Exercise requirements — Copy out the listing that follows exactly, dropping every picture.

Data extract —
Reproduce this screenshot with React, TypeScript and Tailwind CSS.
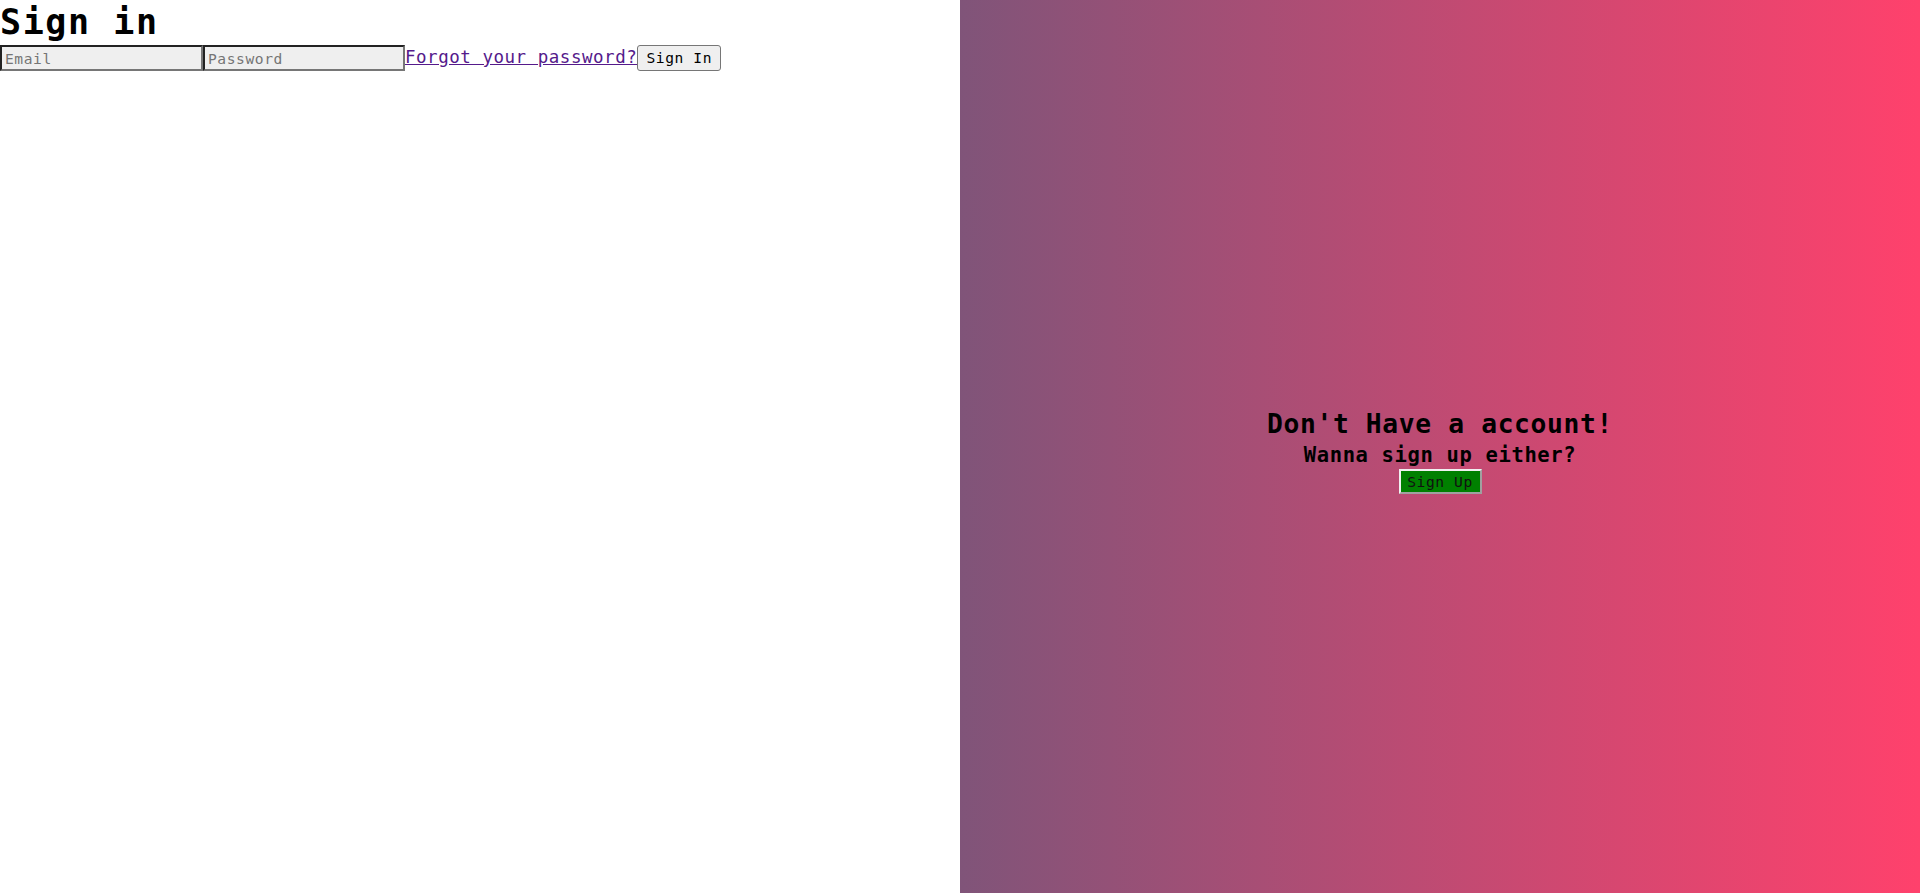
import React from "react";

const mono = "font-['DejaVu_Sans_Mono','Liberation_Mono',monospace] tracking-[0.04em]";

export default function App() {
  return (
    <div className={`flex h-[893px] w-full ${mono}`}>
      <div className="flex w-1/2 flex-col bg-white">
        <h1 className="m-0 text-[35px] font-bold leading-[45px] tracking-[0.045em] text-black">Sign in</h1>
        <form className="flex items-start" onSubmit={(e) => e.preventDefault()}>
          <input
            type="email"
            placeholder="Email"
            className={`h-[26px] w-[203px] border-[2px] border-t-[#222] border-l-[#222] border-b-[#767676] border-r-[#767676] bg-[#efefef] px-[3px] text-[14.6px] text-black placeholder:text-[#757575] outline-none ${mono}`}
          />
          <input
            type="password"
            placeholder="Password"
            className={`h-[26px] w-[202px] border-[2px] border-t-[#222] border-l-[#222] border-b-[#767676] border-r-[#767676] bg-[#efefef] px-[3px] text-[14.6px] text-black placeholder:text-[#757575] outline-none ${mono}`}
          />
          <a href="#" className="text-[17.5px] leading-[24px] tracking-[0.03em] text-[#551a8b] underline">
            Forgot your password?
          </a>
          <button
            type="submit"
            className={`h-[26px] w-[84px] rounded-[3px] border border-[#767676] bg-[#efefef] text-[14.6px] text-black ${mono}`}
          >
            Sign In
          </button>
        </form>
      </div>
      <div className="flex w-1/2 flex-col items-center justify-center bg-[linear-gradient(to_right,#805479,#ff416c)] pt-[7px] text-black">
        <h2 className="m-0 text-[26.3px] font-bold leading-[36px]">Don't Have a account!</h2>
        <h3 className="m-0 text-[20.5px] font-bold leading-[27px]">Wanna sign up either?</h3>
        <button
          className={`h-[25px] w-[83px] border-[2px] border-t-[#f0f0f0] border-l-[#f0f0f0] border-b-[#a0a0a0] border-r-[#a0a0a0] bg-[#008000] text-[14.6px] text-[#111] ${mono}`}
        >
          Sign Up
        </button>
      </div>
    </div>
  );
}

The solution —
Reproduce this screenshot with React, TypeScript and Tailwind CSS.
import React from "react";

const mono = "font-['DejaVu_Sans_Mono','Liberation_Mono',monospace] tracking-[0.04em]";

export default function App() {
  return (
    <div className={`flex h-[893px] w-full ${mono}`}>
      <div className="flex w-1/2 flex-col bg-white">
        <h1 className="m-0 text-[35px] font-bold leading-[45px] tracking-[0.045em] text-black">Sign in</h1>
        <form className="flex items-start" onSubmit={(e) => e.preventDefault()}>
          <input
            type="email"
            placeholder="Email"
            className={`h-[26px] w-[203px] border-[2px] border-t-[#222] border-l-[#222] border-b-[#767676] border-r-[#767676] bg-[#efefef] px-[3px] text-[14.6px] text-black placeholder:text-[#757575] outline-none ${mono}`}
          />
          <input
            type="password"
            placeholder="Password"
            className={`h-[26px] w-[202px] border-[2px] border-t-[#222] border-l-[#222] border-b-[#767676] border-r-[#767676] bg-[#efefef] px-[3px] text-[14.6px] text-black placeholder:text-[#757575] outline-none ${mono}`}
          />
          <a href="#" className="text-[17.5px] leading-[24px] tracking-[0.03em] text-[#551a8b] underline">
            Forgot your password?
          </a>
          <button
            type="submit"
            className={`h-[26px] w-[84px] rounded-[3px] border border-[#767676] bg-[#efefef] text-[14.6px] text-black ${mono}`}
          >
            Sign In
          </button>
        </form>
      </div>
      <div className="flex w-1/2 flex-col items-center justify-center bg-[linear-gradient(to_right,#805479,#ff416c)] pt-[7px] text-black">
        <h2 className="m-0 text-[26.3px] font-bold leading-[36px]">Don't Have a account!</h2>
        <h3 className="m-0 text-[20.5px] font-bold leading-[27px]">Wanna sign up either?</h3>
        <button
          className={`h-[25px] w-[83px] border-[2px] border-t-[#f0f0f0] border-l-[#f0f0f0] border-b-[#a0a0a0] border-r-[#a0a0a0] bg-[#008000] text-[14.6px] text-[#111] ${mono}`}
        >
          Sign Up
        </button>
      </div>
    </div>
  );
}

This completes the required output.